> **Exercise**
Please quote exactly the opening lines of the data, from the first line to the one where "</svg>Generate Fracture Meshes</action-button>" appears.

> **Supplied material**
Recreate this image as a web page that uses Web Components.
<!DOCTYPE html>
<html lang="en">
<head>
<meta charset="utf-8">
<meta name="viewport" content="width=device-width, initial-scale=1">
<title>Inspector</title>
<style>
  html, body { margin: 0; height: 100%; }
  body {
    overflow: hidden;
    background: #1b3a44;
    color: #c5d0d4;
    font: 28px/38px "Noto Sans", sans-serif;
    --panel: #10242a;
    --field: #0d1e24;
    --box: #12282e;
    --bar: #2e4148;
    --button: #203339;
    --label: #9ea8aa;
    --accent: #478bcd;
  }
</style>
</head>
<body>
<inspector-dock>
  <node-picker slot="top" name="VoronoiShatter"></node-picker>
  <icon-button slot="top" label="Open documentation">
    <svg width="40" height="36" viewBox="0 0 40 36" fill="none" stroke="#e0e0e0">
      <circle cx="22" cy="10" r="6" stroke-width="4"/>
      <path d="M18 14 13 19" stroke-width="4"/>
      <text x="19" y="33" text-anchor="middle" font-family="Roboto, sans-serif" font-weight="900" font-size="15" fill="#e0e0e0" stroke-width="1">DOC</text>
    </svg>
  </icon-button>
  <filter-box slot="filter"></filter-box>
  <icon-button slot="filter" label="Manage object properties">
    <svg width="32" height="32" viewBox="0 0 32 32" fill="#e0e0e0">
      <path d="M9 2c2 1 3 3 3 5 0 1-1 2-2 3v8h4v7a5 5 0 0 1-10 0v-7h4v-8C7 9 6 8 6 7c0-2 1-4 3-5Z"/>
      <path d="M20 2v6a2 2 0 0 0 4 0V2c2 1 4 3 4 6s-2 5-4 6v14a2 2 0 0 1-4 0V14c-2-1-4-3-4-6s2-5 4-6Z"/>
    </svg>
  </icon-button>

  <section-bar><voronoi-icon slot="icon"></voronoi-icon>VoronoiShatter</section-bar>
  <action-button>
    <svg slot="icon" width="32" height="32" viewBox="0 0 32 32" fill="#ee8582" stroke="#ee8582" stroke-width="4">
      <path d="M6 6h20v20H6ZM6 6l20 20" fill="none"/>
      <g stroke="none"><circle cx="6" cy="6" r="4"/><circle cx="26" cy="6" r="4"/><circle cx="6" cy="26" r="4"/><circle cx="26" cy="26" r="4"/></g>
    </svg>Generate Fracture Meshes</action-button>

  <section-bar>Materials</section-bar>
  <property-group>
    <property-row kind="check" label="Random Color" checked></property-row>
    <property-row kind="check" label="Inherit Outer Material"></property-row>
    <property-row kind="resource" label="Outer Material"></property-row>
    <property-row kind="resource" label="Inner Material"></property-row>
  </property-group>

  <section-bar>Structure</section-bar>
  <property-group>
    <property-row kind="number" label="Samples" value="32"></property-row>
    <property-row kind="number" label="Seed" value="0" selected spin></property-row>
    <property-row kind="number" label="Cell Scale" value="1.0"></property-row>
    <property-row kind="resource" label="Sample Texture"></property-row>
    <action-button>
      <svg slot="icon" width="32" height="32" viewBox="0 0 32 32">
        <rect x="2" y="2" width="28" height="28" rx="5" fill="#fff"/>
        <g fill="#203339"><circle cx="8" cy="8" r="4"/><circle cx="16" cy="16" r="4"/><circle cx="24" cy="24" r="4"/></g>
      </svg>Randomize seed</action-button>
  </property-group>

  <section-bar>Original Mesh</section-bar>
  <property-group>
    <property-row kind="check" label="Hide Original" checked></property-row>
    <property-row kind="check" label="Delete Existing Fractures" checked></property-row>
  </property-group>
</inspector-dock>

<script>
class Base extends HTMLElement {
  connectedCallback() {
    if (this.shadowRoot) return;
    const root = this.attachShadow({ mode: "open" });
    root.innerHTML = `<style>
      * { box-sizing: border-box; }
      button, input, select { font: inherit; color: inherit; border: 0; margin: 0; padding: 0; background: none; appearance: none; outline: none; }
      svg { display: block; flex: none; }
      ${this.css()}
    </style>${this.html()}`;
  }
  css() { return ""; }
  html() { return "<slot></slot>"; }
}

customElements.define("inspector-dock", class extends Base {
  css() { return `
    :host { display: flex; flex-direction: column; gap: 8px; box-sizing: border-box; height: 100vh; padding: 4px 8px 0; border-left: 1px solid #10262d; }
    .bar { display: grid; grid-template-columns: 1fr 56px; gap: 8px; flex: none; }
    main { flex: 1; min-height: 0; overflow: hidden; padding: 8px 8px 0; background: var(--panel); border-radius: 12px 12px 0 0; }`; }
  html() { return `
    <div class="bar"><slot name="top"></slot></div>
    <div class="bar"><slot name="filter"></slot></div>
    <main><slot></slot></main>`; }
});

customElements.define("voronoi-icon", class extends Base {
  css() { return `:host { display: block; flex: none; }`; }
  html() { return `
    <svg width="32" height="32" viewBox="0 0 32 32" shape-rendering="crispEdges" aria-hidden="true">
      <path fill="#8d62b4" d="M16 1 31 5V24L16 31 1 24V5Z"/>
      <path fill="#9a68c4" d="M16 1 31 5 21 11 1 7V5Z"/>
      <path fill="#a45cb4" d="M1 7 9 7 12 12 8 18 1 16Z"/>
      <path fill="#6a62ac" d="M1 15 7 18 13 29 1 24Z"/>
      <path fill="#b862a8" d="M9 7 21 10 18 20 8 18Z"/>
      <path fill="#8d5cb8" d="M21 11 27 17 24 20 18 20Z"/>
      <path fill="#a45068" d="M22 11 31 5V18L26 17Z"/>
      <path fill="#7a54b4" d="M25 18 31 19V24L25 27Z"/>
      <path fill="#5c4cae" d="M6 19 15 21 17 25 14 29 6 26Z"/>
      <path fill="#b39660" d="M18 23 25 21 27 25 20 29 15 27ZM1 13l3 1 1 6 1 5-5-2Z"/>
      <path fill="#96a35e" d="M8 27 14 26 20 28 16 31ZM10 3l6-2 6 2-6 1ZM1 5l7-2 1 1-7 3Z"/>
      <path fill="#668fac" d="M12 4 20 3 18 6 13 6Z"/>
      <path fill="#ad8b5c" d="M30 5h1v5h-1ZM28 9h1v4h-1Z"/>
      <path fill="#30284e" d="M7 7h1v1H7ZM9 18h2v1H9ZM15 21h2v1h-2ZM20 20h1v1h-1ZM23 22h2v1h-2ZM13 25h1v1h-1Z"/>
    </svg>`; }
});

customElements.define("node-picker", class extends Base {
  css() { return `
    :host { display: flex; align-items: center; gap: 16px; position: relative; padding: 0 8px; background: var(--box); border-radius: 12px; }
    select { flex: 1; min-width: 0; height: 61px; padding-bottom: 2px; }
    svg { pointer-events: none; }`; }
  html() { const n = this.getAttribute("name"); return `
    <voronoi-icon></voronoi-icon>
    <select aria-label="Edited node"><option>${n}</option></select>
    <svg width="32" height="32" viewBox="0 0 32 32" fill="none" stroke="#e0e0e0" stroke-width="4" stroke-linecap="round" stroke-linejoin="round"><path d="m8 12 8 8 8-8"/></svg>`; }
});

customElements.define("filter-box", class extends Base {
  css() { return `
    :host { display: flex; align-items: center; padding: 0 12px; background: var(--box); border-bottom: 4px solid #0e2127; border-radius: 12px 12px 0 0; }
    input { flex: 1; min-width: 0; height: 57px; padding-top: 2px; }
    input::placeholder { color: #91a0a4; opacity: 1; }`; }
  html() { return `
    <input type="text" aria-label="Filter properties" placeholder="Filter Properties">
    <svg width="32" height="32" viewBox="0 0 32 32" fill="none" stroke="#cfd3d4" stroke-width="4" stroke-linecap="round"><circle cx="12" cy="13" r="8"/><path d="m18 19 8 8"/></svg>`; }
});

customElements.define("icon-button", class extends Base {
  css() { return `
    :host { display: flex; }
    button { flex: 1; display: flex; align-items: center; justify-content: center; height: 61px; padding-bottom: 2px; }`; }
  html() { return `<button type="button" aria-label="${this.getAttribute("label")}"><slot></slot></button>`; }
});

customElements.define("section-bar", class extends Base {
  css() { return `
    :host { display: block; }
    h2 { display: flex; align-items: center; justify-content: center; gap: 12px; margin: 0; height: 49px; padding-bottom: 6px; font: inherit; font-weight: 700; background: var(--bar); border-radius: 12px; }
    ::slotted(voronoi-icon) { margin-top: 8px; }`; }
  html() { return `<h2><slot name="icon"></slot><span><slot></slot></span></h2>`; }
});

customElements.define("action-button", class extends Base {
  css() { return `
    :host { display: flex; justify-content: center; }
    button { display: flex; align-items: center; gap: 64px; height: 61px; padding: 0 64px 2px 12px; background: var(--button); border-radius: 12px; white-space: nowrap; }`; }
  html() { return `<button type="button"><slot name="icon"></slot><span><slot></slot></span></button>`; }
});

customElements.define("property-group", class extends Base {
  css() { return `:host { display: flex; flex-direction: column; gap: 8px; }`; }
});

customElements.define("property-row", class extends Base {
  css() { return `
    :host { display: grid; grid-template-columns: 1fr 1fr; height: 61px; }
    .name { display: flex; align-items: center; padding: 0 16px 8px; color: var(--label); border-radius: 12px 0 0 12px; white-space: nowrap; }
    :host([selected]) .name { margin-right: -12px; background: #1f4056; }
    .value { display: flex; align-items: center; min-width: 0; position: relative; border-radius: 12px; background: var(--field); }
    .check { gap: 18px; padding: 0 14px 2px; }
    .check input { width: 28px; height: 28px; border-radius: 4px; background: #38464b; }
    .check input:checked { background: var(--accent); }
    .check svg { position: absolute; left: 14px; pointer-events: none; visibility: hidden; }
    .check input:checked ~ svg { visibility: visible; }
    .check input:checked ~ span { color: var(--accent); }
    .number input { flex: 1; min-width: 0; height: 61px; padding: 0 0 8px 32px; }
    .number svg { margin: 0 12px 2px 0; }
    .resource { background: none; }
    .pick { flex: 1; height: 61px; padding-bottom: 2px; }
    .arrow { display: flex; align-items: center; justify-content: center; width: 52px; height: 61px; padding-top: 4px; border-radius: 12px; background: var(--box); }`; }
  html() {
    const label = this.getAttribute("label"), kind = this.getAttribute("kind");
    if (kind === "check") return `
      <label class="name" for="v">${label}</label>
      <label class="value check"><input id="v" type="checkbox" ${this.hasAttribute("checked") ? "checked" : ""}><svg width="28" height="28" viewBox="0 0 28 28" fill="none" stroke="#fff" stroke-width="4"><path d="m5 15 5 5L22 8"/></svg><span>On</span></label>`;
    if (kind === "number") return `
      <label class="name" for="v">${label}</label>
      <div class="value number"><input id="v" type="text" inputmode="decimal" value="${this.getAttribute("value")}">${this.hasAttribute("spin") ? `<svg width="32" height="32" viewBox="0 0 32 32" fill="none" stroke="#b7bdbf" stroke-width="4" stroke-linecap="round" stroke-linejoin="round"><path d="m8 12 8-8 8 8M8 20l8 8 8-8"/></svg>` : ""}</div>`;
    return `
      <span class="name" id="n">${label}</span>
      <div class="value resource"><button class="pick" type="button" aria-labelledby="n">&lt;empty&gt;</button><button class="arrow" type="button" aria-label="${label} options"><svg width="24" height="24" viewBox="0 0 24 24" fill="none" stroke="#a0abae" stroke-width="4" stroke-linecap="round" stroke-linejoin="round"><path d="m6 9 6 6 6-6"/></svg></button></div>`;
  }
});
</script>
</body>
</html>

> **Solved exercise**
Recreate this image as a web page that uses Web Components.
<!DOCTYPE html>
<html lang="en">
<head>
<meta charset="utf-8">
<meta name="viewport" content="width=device-width, initial-scale=1">
<title>Inspector</title>
<style>
  html, body { margin: 0; height: 100%; }
  body {
    overflow: hidden;
    background: #1b3a44;
    color: #c5d0d4;
    font: 28px/38px "Noto Sans", sans-serif;
    --panel: #10242a;
    --field: #0d1e24;
    --box: #12282e;
    --bar: #2e4148;
    --button: #203339;
    --label: #9ea8aa;
    --accent: #478bcd;
  }
</style>
</head>
<body>
<inspector-dock>
  <node-picker slot="top" name="VoronoiShatter"></node-picker>
  <icon-button slot="top" label="Open documentation">
    <svg width="40" height="36" viewBox="0 0 40 36" fill="none" stroke="#e0e0e0">
      <circle cx="22" cy="10" r="6" stroke-width="4"/>
      <path d="M18 14 13 19" stroke-width="4"/>
      <text x="19" y="33" text-anchor="middle" font-family="Roboto, sans-serif" font-weight="900" font-size="15" fill="#e0e0e0" stroke-width="1">DOC</text>
    </svg>
  </icon-button>
  <filter-box slot="filter"></filter-box>
  <icon-button slot="filter" label="Manage object properties">
    <svg width="32" height="32" viewBox="0 0 32 32" fill="#e0e0e0">
      <path d="M9 2c2 1 3 3 3 5 0 1-1 2-2 3v8h4v7a5 5 0 0 1-10 0v-7h4v-8C7 9 6 8 6 7c0-2 1-4 3-5Z"/>
      <path d="M20 2v6a2 2 0 0 0 4 0V2c2 1 4 3 4 6s-2 5-4 6v14a2 2 0 0 1-4 0V14c-2-1-4-3-4-6s2-5 4-6Z"/>
    </svg>
  </icon-button>

  <section-bar><voronoi-icon slot="icon"></voronoi-icon>VoronoiShatter</section-bar>
  <action-button>
    <svg slot="icon" width="32" height="32" viewBox="0 0 32 32" fill="#ee8582" stroke="#ee8582" stroke-width="4">
      <path d="M6 6h20v20H6ZM6 6l20 20" fill="none"/>
      <g stroke="none"><circle cx="6" cy="6" r="4"/><circle cx="26" cy="6" r="4"/><circle cx="6" cy="26" r="4"/><circle cx="26" cy="26" r="4"/></g>
    </svg>Generate Fracture Meshes</action-button>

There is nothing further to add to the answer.